Aim >> Locate the string "this" in the records below. Copy every line where it occurs.

Material shown >>
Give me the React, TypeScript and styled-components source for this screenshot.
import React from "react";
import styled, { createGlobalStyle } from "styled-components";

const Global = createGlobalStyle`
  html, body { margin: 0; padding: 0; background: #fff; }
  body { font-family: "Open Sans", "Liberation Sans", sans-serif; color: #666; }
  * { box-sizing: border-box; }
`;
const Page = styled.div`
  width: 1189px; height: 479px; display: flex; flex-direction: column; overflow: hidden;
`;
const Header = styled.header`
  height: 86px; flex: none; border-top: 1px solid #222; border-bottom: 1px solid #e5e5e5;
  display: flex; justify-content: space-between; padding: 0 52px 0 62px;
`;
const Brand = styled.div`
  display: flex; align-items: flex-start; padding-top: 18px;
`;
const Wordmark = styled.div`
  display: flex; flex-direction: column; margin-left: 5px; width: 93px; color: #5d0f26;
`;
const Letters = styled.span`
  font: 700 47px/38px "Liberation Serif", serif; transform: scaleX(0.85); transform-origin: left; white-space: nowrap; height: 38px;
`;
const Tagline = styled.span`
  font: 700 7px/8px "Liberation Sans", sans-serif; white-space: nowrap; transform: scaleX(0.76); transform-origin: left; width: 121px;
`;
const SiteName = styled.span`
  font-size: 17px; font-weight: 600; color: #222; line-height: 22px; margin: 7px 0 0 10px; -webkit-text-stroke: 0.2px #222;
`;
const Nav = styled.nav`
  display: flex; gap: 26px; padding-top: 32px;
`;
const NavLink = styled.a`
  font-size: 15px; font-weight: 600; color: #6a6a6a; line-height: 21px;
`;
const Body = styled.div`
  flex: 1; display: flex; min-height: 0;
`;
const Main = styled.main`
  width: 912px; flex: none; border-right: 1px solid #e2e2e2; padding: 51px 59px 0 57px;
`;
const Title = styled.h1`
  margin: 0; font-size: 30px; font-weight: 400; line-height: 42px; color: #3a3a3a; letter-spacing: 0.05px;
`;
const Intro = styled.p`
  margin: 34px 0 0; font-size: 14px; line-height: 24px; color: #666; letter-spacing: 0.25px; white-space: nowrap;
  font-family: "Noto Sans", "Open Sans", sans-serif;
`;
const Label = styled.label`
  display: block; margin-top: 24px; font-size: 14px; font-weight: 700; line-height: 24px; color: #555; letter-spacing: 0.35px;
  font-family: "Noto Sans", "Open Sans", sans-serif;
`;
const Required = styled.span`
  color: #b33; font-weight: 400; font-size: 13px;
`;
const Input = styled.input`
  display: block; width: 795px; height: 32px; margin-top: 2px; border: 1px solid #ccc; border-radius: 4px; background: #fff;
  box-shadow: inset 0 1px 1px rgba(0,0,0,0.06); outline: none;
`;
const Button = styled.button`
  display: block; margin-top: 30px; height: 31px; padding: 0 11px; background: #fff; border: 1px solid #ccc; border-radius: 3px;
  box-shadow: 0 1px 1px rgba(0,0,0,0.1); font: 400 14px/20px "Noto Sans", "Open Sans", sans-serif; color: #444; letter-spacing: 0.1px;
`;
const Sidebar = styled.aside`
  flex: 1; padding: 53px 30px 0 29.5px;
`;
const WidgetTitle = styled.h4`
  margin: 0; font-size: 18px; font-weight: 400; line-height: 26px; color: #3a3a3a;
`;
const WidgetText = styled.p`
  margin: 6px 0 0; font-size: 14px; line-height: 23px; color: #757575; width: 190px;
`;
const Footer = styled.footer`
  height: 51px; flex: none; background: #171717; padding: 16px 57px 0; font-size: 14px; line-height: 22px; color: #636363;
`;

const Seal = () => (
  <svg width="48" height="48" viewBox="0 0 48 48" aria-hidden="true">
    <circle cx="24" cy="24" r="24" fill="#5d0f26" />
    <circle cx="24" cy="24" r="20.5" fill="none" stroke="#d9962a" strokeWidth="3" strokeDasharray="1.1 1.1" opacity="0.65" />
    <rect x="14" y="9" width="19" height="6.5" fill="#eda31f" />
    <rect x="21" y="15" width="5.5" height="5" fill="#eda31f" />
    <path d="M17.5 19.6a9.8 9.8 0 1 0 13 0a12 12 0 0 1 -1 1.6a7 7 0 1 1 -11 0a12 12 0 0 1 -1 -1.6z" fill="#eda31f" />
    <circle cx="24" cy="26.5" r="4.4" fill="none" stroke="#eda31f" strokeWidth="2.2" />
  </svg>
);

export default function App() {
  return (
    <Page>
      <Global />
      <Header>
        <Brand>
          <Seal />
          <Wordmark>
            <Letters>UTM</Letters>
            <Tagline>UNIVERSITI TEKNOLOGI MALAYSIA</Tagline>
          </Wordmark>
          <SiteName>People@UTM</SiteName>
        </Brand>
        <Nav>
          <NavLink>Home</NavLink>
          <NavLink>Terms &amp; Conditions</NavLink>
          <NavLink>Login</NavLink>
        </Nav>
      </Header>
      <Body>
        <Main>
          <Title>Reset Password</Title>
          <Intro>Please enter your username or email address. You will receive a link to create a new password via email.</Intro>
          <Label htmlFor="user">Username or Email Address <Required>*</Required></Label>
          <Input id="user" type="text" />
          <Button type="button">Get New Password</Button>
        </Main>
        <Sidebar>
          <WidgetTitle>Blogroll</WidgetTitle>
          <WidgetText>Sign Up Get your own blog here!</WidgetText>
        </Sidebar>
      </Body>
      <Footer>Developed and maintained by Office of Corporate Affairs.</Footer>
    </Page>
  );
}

--

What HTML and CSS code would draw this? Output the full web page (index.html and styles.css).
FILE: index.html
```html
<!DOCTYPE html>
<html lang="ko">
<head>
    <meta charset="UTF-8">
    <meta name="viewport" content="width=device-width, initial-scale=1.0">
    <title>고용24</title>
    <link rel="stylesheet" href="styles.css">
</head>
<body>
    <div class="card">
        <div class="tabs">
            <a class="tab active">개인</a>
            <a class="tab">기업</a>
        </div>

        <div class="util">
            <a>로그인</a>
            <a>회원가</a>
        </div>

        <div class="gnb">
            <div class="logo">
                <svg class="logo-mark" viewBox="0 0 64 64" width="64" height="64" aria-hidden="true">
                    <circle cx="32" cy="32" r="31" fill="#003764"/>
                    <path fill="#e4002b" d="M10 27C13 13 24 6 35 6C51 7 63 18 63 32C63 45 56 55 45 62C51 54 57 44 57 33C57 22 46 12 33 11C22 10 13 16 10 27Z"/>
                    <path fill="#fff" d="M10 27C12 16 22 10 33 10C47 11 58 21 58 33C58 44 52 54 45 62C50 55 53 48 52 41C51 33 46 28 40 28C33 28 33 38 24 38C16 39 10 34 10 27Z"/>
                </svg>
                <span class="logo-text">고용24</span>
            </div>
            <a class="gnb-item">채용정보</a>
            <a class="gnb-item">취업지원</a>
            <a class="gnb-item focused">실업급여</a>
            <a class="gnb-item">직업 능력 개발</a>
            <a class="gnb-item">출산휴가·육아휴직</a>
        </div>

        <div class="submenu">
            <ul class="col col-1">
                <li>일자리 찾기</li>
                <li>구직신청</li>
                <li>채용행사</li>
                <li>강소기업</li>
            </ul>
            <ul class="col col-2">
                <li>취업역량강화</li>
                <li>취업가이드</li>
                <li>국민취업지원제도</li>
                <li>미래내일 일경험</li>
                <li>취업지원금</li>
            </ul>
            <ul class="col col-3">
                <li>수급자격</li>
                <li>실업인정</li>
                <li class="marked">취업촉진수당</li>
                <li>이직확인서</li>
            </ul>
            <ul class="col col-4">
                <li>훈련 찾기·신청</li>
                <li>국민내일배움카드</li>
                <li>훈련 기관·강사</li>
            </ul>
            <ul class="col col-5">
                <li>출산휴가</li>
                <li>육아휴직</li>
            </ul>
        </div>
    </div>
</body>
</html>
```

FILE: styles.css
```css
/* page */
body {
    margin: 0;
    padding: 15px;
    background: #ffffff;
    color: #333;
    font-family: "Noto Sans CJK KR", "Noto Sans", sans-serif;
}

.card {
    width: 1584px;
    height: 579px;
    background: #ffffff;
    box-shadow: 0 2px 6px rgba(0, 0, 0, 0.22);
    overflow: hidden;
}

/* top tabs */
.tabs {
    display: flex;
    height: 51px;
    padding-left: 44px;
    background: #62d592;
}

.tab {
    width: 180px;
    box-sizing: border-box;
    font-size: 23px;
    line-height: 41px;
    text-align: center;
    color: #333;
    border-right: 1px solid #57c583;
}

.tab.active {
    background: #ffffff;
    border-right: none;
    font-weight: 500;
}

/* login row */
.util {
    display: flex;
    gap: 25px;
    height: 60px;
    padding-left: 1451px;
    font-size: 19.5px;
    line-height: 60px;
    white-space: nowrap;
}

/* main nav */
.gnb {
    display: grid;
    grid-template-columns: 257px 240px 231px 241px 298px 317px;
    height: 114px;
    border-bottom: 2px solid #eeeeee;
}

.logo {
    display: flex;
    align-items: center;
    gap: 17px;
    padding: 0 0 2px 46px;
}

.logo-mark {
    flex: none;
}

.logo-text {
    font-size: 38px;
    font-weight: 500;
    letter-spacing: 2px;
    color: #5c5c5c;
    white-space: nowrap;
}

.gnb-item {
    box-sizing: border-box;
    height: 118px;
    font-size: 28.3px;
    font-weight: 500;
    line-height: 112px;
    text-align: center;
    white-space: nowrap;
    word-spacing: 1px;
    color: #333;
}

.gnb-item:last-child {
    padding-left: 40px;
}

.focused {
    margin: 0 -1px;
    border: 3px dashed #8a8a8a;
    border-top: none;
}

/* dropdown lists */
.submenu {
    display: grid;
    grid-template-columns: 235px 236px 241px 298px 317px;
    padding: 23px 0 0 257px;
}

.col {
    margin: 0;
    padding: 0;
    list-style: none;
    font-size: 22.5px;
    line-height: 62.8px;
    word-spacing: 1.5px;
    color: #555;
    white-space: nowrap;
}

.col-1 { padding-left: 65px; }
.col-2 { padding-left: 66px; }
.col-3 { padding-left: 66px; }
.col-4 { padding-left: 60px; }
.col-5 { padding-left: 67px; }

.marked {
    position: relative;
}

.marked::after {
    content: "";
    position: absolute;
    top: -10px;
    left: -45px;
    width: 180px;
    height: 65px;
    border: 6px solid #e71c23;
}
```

Result >>
Give me the React, TypeScript and styled-components source for this screenshot.
What HTML and CSS code would draw this? Output the full web page (index.html and styles.css).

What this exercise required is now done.